When Nick Jonas unveiled the tracklist for Last Year Was Complicated back in March, we learned that he nabbed features from Tove Lo, Big Sean, Ty Dolla $ign, and... Allen Iverson?! Sure enough, the NBA legend’s name made the cut, leaving everyone several weeks to prepare their bodies for the presumed resurrection of Iverson’s (sorry, Jewelz’s) short-lived rap career.
Thankfully, though, his involvement on LYWC doesn’t include spitting bars. It’s ever better: Jonas heavily samples Iverson’s “practice” rant on album closer “Comfortable.”
For those unfamiliar with the infamous tirade, here’s what you need to know: The year was 2002. Iverson was the Philadelphia 76ers’ star player and had been named the league’s MVP that year. Following the 76ers’ loss in the first round of the playoffs, though, head coach Larry Brown criticized Iverson for missing team practices. Iverson responded to the gripe in a press conference, during which he hilariously said the word “practice” 22 times in a span of two minutes.

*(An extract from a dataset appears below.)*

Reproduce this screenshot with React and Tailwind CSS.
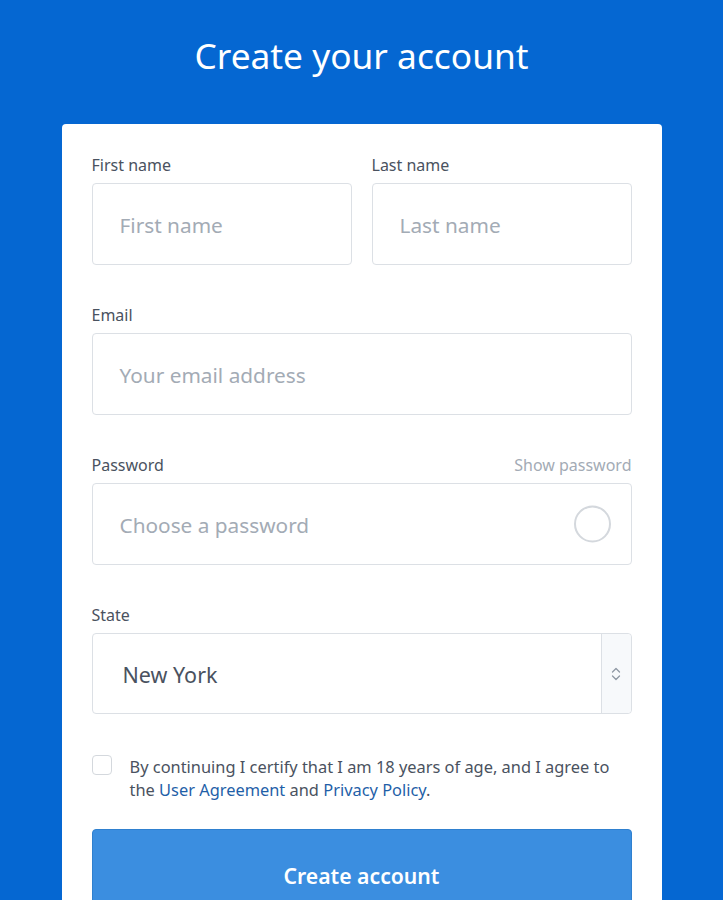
import React from "react";

const font = { fontFamily: '"Noto Sans", "Open Sans", sans-serif' };

function Label({ children, right }) {
  return (
    <div className="flex items-center justify-between h-6 mb-[6px] text-[16px] text-[#4a5260]">
      <span>{children}</span>
      {right}
    </div>
  );
}

function Input({ placeholder, children }) {
  return (
    <div className="relative h-[82px] rounded-[4px] border border-[#dce0e5] bg-white flex items-center pl-[27px] pt-[3px] text-[20.8px] text-[#a3abb5]">
      {placeholder}
      {children}
    </div>
  );
}

export default function App() {
  return (
    <div style={font} className="min-h-[900px] bg-[#0567d2] pt-[30px]">
      <h1 className="text-center text-white text-[35.3px] leading-[50px] h-[94px]">Create your account</h1>
      <div className="mx-auto w-[600px] bg-white rounded-[4px] px-[30px] pt-[29px] pb-10">
        <div className="grid grid-cols-2 gap-5">
          <div>
            <Label>First name</Label>
            <Input placeholder="First name" />
          </div>
          <div>
            <Label>Last name</Label>
            <Input placeholder="Last name" />
          </div>
        </div>
        <div className="mt-[38px]">
          <Label>Email</Label>
          <Input placeholder="Your email address" />
        </div>
        <div className="mt-[38px]">
          <Label right={<span className="text-[#a3abb5]">Show password</span>}>Password</Label>
          <Input placeholder="Choose a password">
            <div className="absolute right-[20px] top-1/2 -translate-y-1/2 w-[37px] h-[37px] rounded-full border-2 border-[#d4d8dd]" />
          </Input>
        </div>
        <div className="mt-[38px]">
          <Label>State</Label>
          <div className="h-[81px] rounded-[4px] border border-[#dce0e5] bg-white flex">
            <div className="flex-1 flex items-center pl-[30px] pt-[3px] text-[21.5px] text-[#4a5260]">New York</div>
            <div className="w-[30px] border-l border-[#dce0e5] bg-[#f7f9fb] flex items-center justify-center rounded-r-[4px]">
              <svg width="12" height="20" viewBox="0 0 12 20" fill="none" stroke="#8f98a3" strokeWidth="1.3" strokeLinecap="round" strokeLinejoin="round">
                <path d="M2.5 8 L6 4.5 L9.5 8" />
                <path d="M2.5 12 L6 15.5 L9.5 12" />
              </svg>
            </div>
          </div>
        </div>
        <div className="mt-[40px] flex items-start">
          <div className="mt-[1px] w-5 h-5 shrink-0 rounded-[4px] border border-[#d4d8dd] bg-white" />
          <p className="ml-[18px] mt-[1px] max-w-[490px] text-[16.4px] leading-[23px] text-[#4a5260]">
            By continuing I certify that I am 18 years of age, and I agree to the{" "}
            <a className="text-[#1f5fa8]">User Agreement</a> and{" "}
            <a className="text-[#1f5fa8]">Privacy Policy</a>.
          </p>
        </div>
        <button className="mt-[28px] w-full h-[94px] rounded-[4px] bg-[#3b8ee0] text-white text-[21.2px] font-semibold border border-[#2f80cf]">
          Create account
        </button>
      </div>
    </div>
  );
}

For Jonas to use a good chunk of Iverson’s 14-year-old rant is confusing, sure, but it feels weirdly appropriate for “Comfortable,” which takes an “everything but the kitchen sink” approach. The verses drip with brooding R&B swagger, but the tempo picks up drastically with a fleet-footed chorus resembling Naughty Boy’s “Runnin’ (Lose It All).” All the while, Jonas is questioning his lover but then repeatedly telling her, “My faith in you is very comfortable for me.”
A shoutout to Jonas’s buddy Jay Z and a short, twinkling piano solo tie it all together, but not before Iverson’s random interjection: “We talking about practice. Not a game, not the game that I go out there and die for and play every game like it’s my last. Not the game, we’re talking about practice, man. I mean, how silly is that? ... I’m not shoving it aside like it don’t mean anything.”
“Comfortable” is a surprisingly upbeat conclusion to LYWC, an album punctuated by confusion and heartache, that seesaws between rage and vulnerability. That also makes the track an important, revealing indicator of Jonas’s current state of mind. Perhaps Iverson implies it best: Love is a game, and Jonas’s failed relationship -- the one he mourns all album long -- was just practice for the real thing.